Chart 5: May Detailed Category Monthly Change in Canadian CPI; Chart 6: May Detailed Category Contributions to Monthly Change in Canadian CPI
Chart 7: May Detailed Category 12-Month Change in Canadian CPI; Chart 8: May Detailed Category Contributions to 12-Month Change in Canadian CPI

Chart 9 shows what got included in trimmed mean CPI this month, recalling the fact that it lops off the top and bottom 20% of price changes in weighted contribution terms. One takeaway here is to reinforce the point that while mortgage interest was up, it doesn’t even get included in trimmed mean and is not a factor in terms of how the BoC looks at the drivers of inflation.

Chart 9: May Single-Month Components Included and Excluded from Bank of Canada Trim Core CPI Measure

Charts 10–14 provide additional components. 

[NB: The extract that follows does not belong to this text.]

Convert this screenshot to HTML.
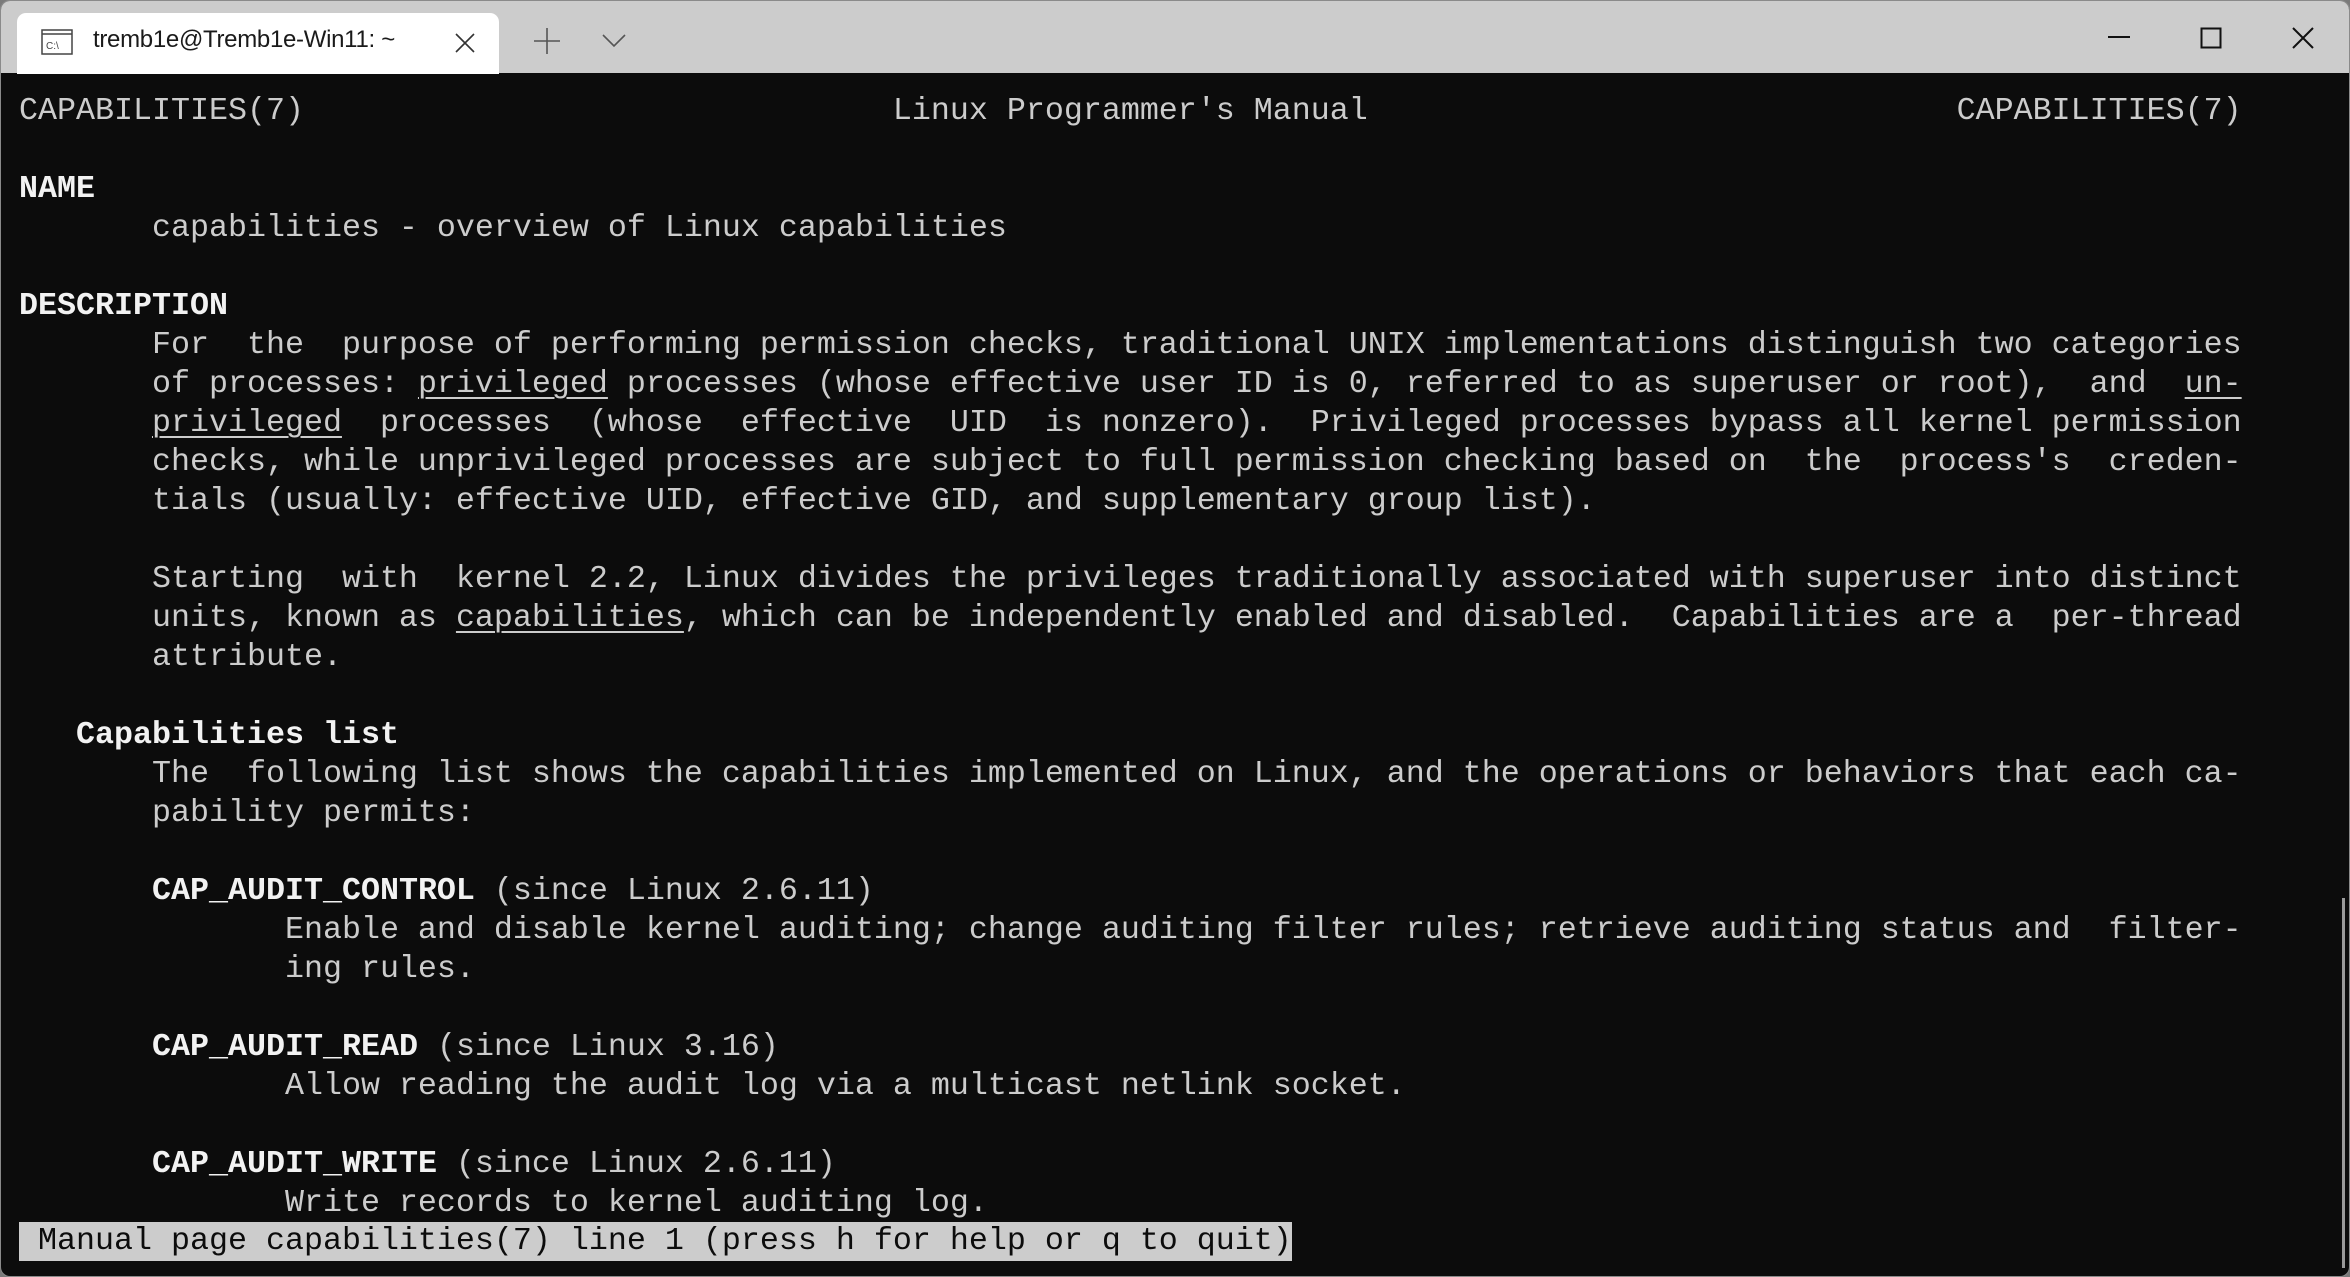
<!DOCTYPE html>
<html><head><meta charset="utf-8"><style>
html,body{margin:0;padding:0;width:2350px;height:1277px;overflow:hidden;background:#7a7a7a}
#win{position:absolute;left:0;top:0;width:2348px;height:1275px;border:1px solid #8a8a8a;border-radius:10px;background:#0c0c0c;overflow:hidden}
#tb{position:absolute;left:0;top:0;width:2350px;height:72px;background:#cccccc}
#tab{position:absolute;left:16px;top:12px;width:482px;height:61px;background:#fff;border-radius:9px 9px 0 0}
#tabt{position:absolute;left:76px;top:13px;font:24px "Liberation Sans",sans-serif;color:#1a1a1a;letter-spacing:-0.3px}
.r{position:absolute;left:18px;height:39px;line-height:39px;white-space:pre;font-family:"Liberation Mono",monospace;font-size:31.67px;color:#cccccc}
b{color:#f2f2f2}
u{text-decoration-thickness:2px;text-underline-offset:5px}
#st{background:#cccccc;color:#0c0c0c;left:18px}
</style></head><body><div id="win">
<div id="tb">
<div id="tab">
<svg style="position:absolute;left:24px;top:16px" width="32" height="26" viewBox="0 0 32 26"><rect x="1" y="1" width="30" height="24" fill="none" stroke="#444" stroke-width="1.5"/><line x1="1" y1="5" x2="31" y2="5" stroke="#444" stroke-width="1.5"/><text x="5" y="20" font-size="10" font-family="Liberation Sans" fill="#444">C:\</text></svg>
<div id="tabt">tremb1e@Tremb1e-Win11: ~</div>
<svg style="position:absolute;left:436px;top:18px" width="24" height="24"><path d="M3 3L21 21M21 3L3 21" stroke="#333" stroke-width="1.6"/></svg>
</div>
<svg style="position:absolute;left:532px;top:26px" width="28" height="28"><path d="M14 1V27M1 14H27" stroke="#555" stroke-width="1.6"/></svg>
<svg style="position:absolute;left:600px;top:32px" width="26" height="16"><path d="M2 2L13 13L24 2" fill="none" stroke="#555" stroke-width="1.6"/></svg>
<svg style="position:absolute;left:2106px;top:34px" width="24" height="4"><path d="M1 2H23" stroke="#111" stroke-width="2"/></svg>
<svg style="position:absolute;left:2199px;top:26px" width="22" height="22"><rect x="1.5" y="1.5" width="19" height="19" fill="none" stroke="#111" stroke-width="2"/></svg>
<svg style="position:absolute;left:2290px;top:25px" width="24" height="24"><path d="M2 2L22 22M22 2L2 22" stroke="#111" stroke-width="2"/></svg>
</div>
<div class="r" style="top:91px">CAPABILITIES(7)                               Linux Programmer's Manual                               CAPABILITIES(7)</div>
<div class="r" style="top:169px"><b>NAME</b></div>
<div class="r" style="top:208px">       capabilities - overview of Linux capabilities</div>
<div class="r" style="top:286px"><b>DESCRIPTION</b></div>
<div class="r" style="top:325px">       For  the  purpose of performing permission checks, traditional UNIX implementations distinguish two categories</div>
<div class="r" style="top:364px">       of processes: <u>privileged</u> processes (whose effective user ID is 0, referred to as superuser or root),  and  <u>un-</u></div>
<div class="r" style="top:403px">       <u>privileged</u>  processes  (whose  effective  UID  is nonzero).  Privileged processes bypass all kernel permission</div>
<div class="r" style="top:442px">       checks, while unprivileged processes are subject to full permission checking based on  the  process's  creden-</div>
<div class="r" style="top:481px">       tials (usually: effective UID, effective GID, and supplementary group list).</div>
<div class="r" style="top:559px">       Starting  with  kernel 2.2, Linux divides the privileges traditionally associated with superuser into distinct</div>
<div class="r" style="top:598px">       units, known as <u>capabilities</u>, which can be independently enabled and disabled.  Capabilities are a  per-thread</div>
<div class="r" style="top:637px">       attribute.</div>
<div class="r" style="top:715px">   <b>Capabilities list</b></div>
<div class="r" style="top:754px">       The  following list shows the capabilities implemented on Linux, and the operations or behaviors that each ca-</div>
<div class="r" style="top:793px">       pability permits:</div>
<div class="r" style="top:871px">       <b>CAP_AUDIT_CONTROL</b> (since Linux 2.6.11)</div>
<div class="r" style="top:910px">              Enable and disable kernel auditing; change auditing filter rules; retrieve auditing status and  filter-</div>
<div class="r" style="top:949px">              ing rules.</div>
<div class="r" style="top:1027px">       <b>CAP_AUDIT_READ</b> (since Linux 3.16)</div>
<div class="r" style="top:1066px">              Allow reading the audit log via a multicast netlink socket.</div>
<div class="r" style="top:1144px">       <b>CAP_AUDIT_WRITE</b> (since Linux 2.6.11)</div>
<div class="r" style="top:1183px">              Write records to kernel auditing log.</div>
<div class="r" id="st" style="top:1221px"> Manual page capabilities(7) line 1 (press h for help or q to quit)</div>
<div style="position:absolute;left:2341px;top:897px;width:3px;height:370px;background:#9a9a9a"></div>
</div></body></html>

Chart 10: Breakdown of Monthly Changes within Recreation Education and Reading CPI Category; Chart 11: Housing-Related Inflation; Chart 12: Canadian Air Transportation CPI; Chart 13: Rent Inflation & House Prices
Chart 14: Food Purchased from Restaurants Inflation

Please also see the table at the back of this publication that provides a breakdown of the CPI basket with micro charts and z-score measures of deviations from trends.

NO EFFECT OF BASKET CHANGES

Because Statcan adjusted basket weights using 2022 spending patterns without revising the prior month’s figures using 2021 weights it wasn’t clear if there would be and distortions. There were not. The month-over-month change in CPI would have been the same (0.4% m/m NSA) using the new weights or the old weights. The basket weight changes were not expected to materially impact the year-over-year rate and did not.